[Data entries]
==================================================

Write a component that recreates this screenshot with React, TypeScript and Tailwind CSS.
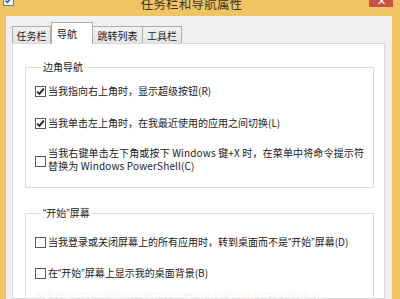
import React from "react";

const font = { fontFamily: '"Noto Sans CJK SC", "Microsoft YaHei", sans-serif' };

function Q({ c }: { c: string }) {
  return <span style={{ fontFamily: '"Liberation Sans", sans-serif' }}>{c}</span>;
}

function Box({ checked }: { checked?: boolean }) {
  return (
    <span className="w-[11px] h-[11px] shrink-0 border border-[#5a5a5a] bg-white flex items-center justify-center">
      {checked && (
        <svg width="9" height="9" viewBox="0 0 9 9">
          <path d="M1.2 4.6 L3.4 6.9 L7.8 1.6" fill="none" stroke="#1a1a1a" strokeWidth="1.7" />
        </svg>
      )}
    </span>
  );
}

function Row({ checked, children, className = "" }: { checked?: boolean; children: React.ReactNode; className?: string }) {
  return (
    <div className={`flex items-center gap-[2px] h-[14px] ${className}`}>
      <Box checked={checked} />
      <span className="whitespace-nowrap leading-[14px]">{children}</span>
    </div>
  );
}

export default function App() {
  return (
    <div
      className="w-[400px] h-[299px] bg-[#f1c463] overflow-hidden flex flex-col text-[10px] text-[#222]"
      style={font}
    >
      {/* title bar */}
      <div className="h-[16px] shrink-0 flex items-start relative">
        <div className="ml-[3px] w-[11px] h-[6px] overflow-hidden">
          <svg width="11" height="11" viewBox="0 0 11 11" className="-mt-[5px]">
            <rect x="0.5" y="0.5" width="10" height="10" fill="#eaf2fb" stroke="#5b7fa8" />
            <path d="M2.5 5.5 L4.5 7.5 L8.5 2.5" fill="none" stroke="#2a67b3" strokeWidth="1.5" />
          </svg>
        </div>
        <div className="flex-1 flex justify-center overflow-hidden h-[10px]">
          <span className="text-[12.5px] leading-[13px] -mt-[3px] text-[#3b3326] tracking-[0.2px]">任务栏和导航属性</span>
        </div>
        <div className="w-[24px] h-[7px] bg-[#c9514a] mr-[7px] flex justify-center overflow-hidden">
          <span className="text-white text-[11px] leading-[10px] -mt-[5px]">✕</span>
        </div>
      </div>

      {/* body */}
      <div className="flex-1 ml-[6px] mr-[8px] bg-[#f0f0f0] pt-[6px] pl-[6px] pr-[7px] flex flex-col min-h-0">
        {/* tabs */}
        <div className="flex items-end h-[21px] relative z-10">
          <div className="w-[39px] h-[17px] border border-b-0 border-[#adadad] bg-gradient-to-b from-[#f2f2f2] to-[#e4e4e4] flex items-center justify-center">
            任务栏
          </div>
          <div className="w-[42px] h-[22px] -mb-px border border-b-0 border-[#adadad] bg-white flex items-start pl-[5px] pt-[3px]">
            导航
          </div>
          <div className="w-[50px] h-[17px] border border-b-0 border-l-0 border-[#adadad] bg-gradient-to-b from-[#f2f2f2] to-[#e4e4e4] flex items-center justify-center">
            跳转列表
          </div>
          <div className="w-[39px] h-[17px] border border-b-0 border-l-0 border-[#adadad] bg-gradient-to-b from-[#f2f2f2] to-[#e4e4e4] flex items-center justify-center">
            工具栏
          </div>
        </div>

        {/* panel */}
        <div className="flex-1 bg-white border border-[#d9d9d9] pl-[12px] pr-[10px] pt-[16px] min-h-0">
          <fieldset className="border border-[#dcdcdc] pl-[9px] pb-[15px]">
            <legend className="ml-[6px] px-[2px] leading-[14px]">边角导航</legend>
            <Row checked className="mt-[10px]">当我指向右上角时，显示超级按钮(R)</Row>
            <Row checked className="mt-[18px]">当我单击左上角时，在我最近使用的应用之间切换(L)</Row>
            <div className="flex items-center gap-[2px] mt-[16px]">
              <span className="mt-[4px]">
                <Box />
              </span>
              <span className="whitespace-nowrap leading-[13px] tracking-[0.15px]">
                当我右键单击左下角或按下 Windows 键+X 时，在菜单中将命令提示符
                <br />
                替换为 Windows PowerShell(C)
              </span>
            </div>
          </fieldset>

          <fieldset className="border border-[#dcdcdc] pl-[9px] pb-[15px] mt-[18px]">
            <legend className="ml-[6px] px-[2px] leading-[14px]">
              <Q c="“" />开始<Q c="”" />屏幕
            </legend>
            <Row className="mt-[14px]">
              <>当我登录或关闭屏幕上的所有应用时，转到桌面而不是<Q c="“" />开始<Q c="”" />屏幕(D)</>
            </Row>
            <Row className="mt-[17px]">
              <>在<Q c="“" />开始<Q c="”" />屏幕上显示我的桌面背景(B)</>
            </Row>
            <div className="mt-[10px] h-[14px] text-[#f4f4f4] whitespace-nowrap leading-[14px]">
              在我转到<Q c="“" />开始<Q c="”" />屏幕时在我正在使用的显示器上显示<Q c="“" />开始<Q c="”" />屏幕(S)
            </div>
          </fieldset>
        </div>
      </div>
    </div>
  );
}
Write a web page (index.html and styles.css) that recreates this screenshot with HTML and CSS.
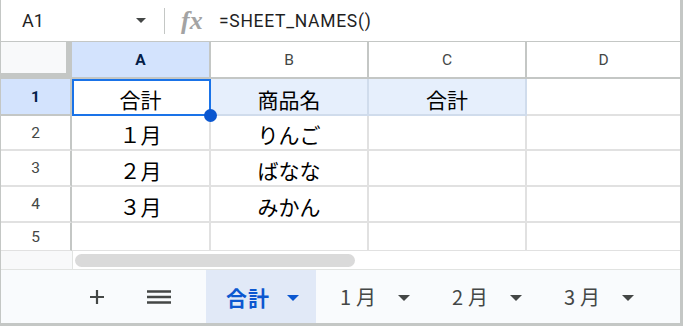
FILE: index.html
```html
<!DOCTYPE html>
<html lang="ja">
<head>
<meta charset="UTF-8">
<meta name="viewport" content="width=device-width, initial-scale=1.0">
<title>SHEET_NAMES</title>
<link rel="stylesheet" href="styles.css">
</head>
<body>

<div class="sheet-app">

  <!-- Formula bar -->
  <div class="formula-bar">
    <div class="name-box">
      <span class="cell-ref">A1</span>
      <span class="caret"></span>
    </div>
    <div class="fx">fx</div>
    <div class="formula">=SHEET_NAMES()</div>
  </div>

  <!-- Grid -->
  <div class="grid">
    <div class="corner"></div>
    <div class="col-head selected">A</div>
    <div class="col-head">B</div>
    <div class="col-head">C</div>
    <div class="col-head last">D</div>

    <div class="row-head selected">1</div>
    <div class="cell active">合計</div>
    <div class="cell hl">商品名</div>
    <div class="cell hl">合計</div>
    <div class="cell last"></div>

    <div class="row-head">2</div>
    <div class="cell">１月</div>
    <div class="cell">りんご</div>
    <div class="cell"></div>
    <div class="cell last"></div>

    <div class="row-head">3</div>
    <div class="cell">２月</div>
    <div class="cell">ばなな</div>
    <div class="cell"></div>
    <div class="cell last"></div>

    <div class="row-head">4</div>
    <div class="cell">３月</div>
    <div class="cell">みかん</div>
    <div class="cell"></div>
    <div class="cell last"></div>

    <div class="row-head cut">5</div>
    <div class="cell cut"></div>
    <div class="cell cut"></div>
    <div class="cell cut"></div>
    <div class="cell cut last"></div>
  </div>

  <!-- Horizontal scrollbar -->
  <div class="scroll-strip">
    <div class="scroll-gutter"></div>
    <div class="scroll-track"><div class="thumb"></div></div>
  </div>

  <!-- Sheet tabs -->
  <div class="tab-bar">
    <button class="tool-btn add-btn">
      <svg width="16" height="16" viewBox="0 0 16 16"><path d="M8 1v14M1 8h14" stroke="#444746" stroke-width="2.2" fill="none"/></svg>
    </button>
    <button class="tool-btn menu-btn">
      <svg width="24" height="16" viewBox="0 0 24 16"><path d="M0 2.5h24M0 8h24M0 13.5h24" stroke="#444746" stroke-width="2.6" fill="none"/></svg>
    </button>
    <div class="tab current"><span class="tab-name">合計</span><span class="tab-caret"></span></div>
    <div class="tab"><span class="tab-name">1月</span><span class="tab-caret"></span></div>
    <div class="tab"><span class="tab-name">2月</span><span class="tab-caret"></span></div>
    <div class="tab"><span class="tab-name">3月</span><span class="tab-caret"></span></div>
  </div>

</div>

</body>
</html>
```

FILE: styles.css
```css
  /* Page */
  body {
    margin: 0;
    background-color: #fff;
    font-family: Roboto, "Noto Sans CJK JP", sans-serif;
    color: #1f1f1f;
  }

  .sheet-app {
    width: 683px;
    height: 326px;
    box-sizing: border-box;
    border-left: 1px solid #c4c7c5;
    border-right: 3px solid #c4c7c5;
    border-bottom: 3px solid #c4c7c5;
    display: flex;
    flex-direction: column;
    overflow: hidden;
  }

  /* Formula bar */
  .formula-bar {
    height: 41px;
    flex: none;
    display: flex;
    align-items: center;
    border-bottom: 1px solid #c4c7c5;
  }

  .name-box {
    width: 164px;
    height: 26px;
    display: flex;
    align-items: center;
    justify-content: space-between;
    padding: 0 18px 0 21px;
    box-sizing: border-box;
    border-right: 1px solid #c4c7c5;
  }

  .cell-ref {
    font-size: 18px;
    color: #1f1f1f;
  }

  .caret {
    width: 0;
    height: 0;
    border-left: 5px solid transparent;
    border-right: 5px solid transparent;
    border-top: 5px solid #444746;
  }

  .fx {
    margin-left: 16px;
    width: 38px;
    font-family: "Liberation Serif", serif;
    font-style: italic;
    font-weight: bold;
    font-size: 26px;
    color: #a3a3a3;
  }

  .formula {
    font-size: 17.5px;
    color: #1f1f1f;
    letter-spacing: 0.7px;
  }

  /* Grid */
  .grid {
    flex: none;
    display: grid;
    grid-template-columns: 71px 139px 158px 158px 153px;
    grid-template-rows: 37px 37px 35px 36px 36px 28px;
  }

  .grid > div {
    box-sizing: border-box;
  }

  .corner {
    background-color: #f8f9fa;
    border-right: 6px solid #c4c7c5;
    border-bottom: 6px solid #c4c7c5;
  }

  .col-head {
    display: flex;
    align-items: center;
    justify-content: center;
    font-size: 15.5px;
    color: #444746;
    border-right: 2px solid #c4c7c5;
    border-bottom: 2px solid #c4c7c5;
  }

  .col-head.selected {
    background-color: #d3e3fd;
    color: #041e49;
    font-weight: bold;
  }

  .col-head.last {
    border-right: none;
  }

  .row-head {
    display: flex;
    align-items: center;
    justify-content: center;
    font-size: 15.5px;
    color: #444746;
    border-right: 2px solid #c4c7c5;
    border-bottom: 2px solid #e1e1e1;
  }

  .row-head.selected {
    background-color: #d3e3fd;
    color: #041e49;
    font-weight: bold;
    border-bottom-color: #c4c7c5;
  }

  .cell {
    display: flex;
    align-items: flex-end;
    justify-content: center;
    padding-bottom: 1px;
    font-family: "Noto Sans CJK JP", sans-serif;
    font-size: 21px;
    line-height: 28px;
    color: #000;
    border-right: 2px solid #e1e1e1;
    border-bottom: 2px solid #e1e1e1;
  }

  .cell.hl {
    background-color: #e6effc;
    border-right-color: #d0dcec;
    border-bottom-color: #d0dcec;
  }

  .cell.last {
    border-right: none;
  }

  .cut {
    border-bottom-width: 1px !important;
  }

  /* Selected cell with fill handle */
  .cell.active {
    position: relative;
    border-right-color: #1a73e8;
    border-bottom-color: #1a73e8;
    box-shadow: inset 2px 2px 0 #1a73e8;
  }

  .cell.active::after {
    content: "";
    position: absolute;
    right: -8px;
    bottom: -8px;
    width: 13px;
    height: 13px;
    border-radius: 50%;
    background-color: #0b57d0;
  }

  /* Scrollbar */
  .scroll-strip {
    height: 18px;
    flex: none;
    display: flex;
    border-bottom: 1px solid #e1e3e1;
  }

  .scroll-gutter {
    width: 71px;
    background-color: #f8f9fa;
    border-right: 1px solid #e1e3e1;
  }

  .scroll-track {
    flex: 1;
    padding: 3px 0 0 2px;
  }

  .thumb {
    width: 280px;
    height: 13px;
    border-radius: 7px;
    background-color: #dadada;
  }

  /* Sheet tabs */
  .tab-bar {
    flex: 1;
    display: flex;
    align-items: stretch;
    padding-left: 71px;
    background-color: #f9fbfd;
  }

  .tool-btn {
    border: none;
    background: none;
    padding: 0;
    display: flex;
    align-items: center;
    justify-content: center;
  }

  .add-btn {
    width: 50px;
  }

  .menu-btn {
    width: 74px;
    margin-right: 10px;
  }

  .tab {
    width: 112px;
    box-sizing: border-box;
    display: flex;
    align-items: center;
    padding-left: 24px;
    font-family: "Noto Sans CJK JP", sans-serif;
    font-size: 20px;
    color: #444746;
  }

  .tab .tab-name {
    letter-spacing: 5px;
  }

  .tab.current {
    width: 110px;
    padding-left: 20px;
    background-color: #e1e9f7;
    color: #0b57d0;
    font-weight: bold;
    font-size: 21px;
  }

  .tab-name {
    width: 58px;
  }

  .tab.current .tab-name {
    width: 61px;
    letter-spacing: 1px;
  }

  .tab-caret {
    width: 0;
    height: 0;
    margin-top: 3px;
    border-left: 6px solid transparent;
    border-right: 6px solid transparent;
    border-top: 6px solid #444746;
  }

  .tab.current .tab-caret {
    border-top-color: #0b57d0;
  }
```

==================================================

Description of the task. Tell how many lines of the material above hold "styles", answering with a bare number.

Answer in full. 3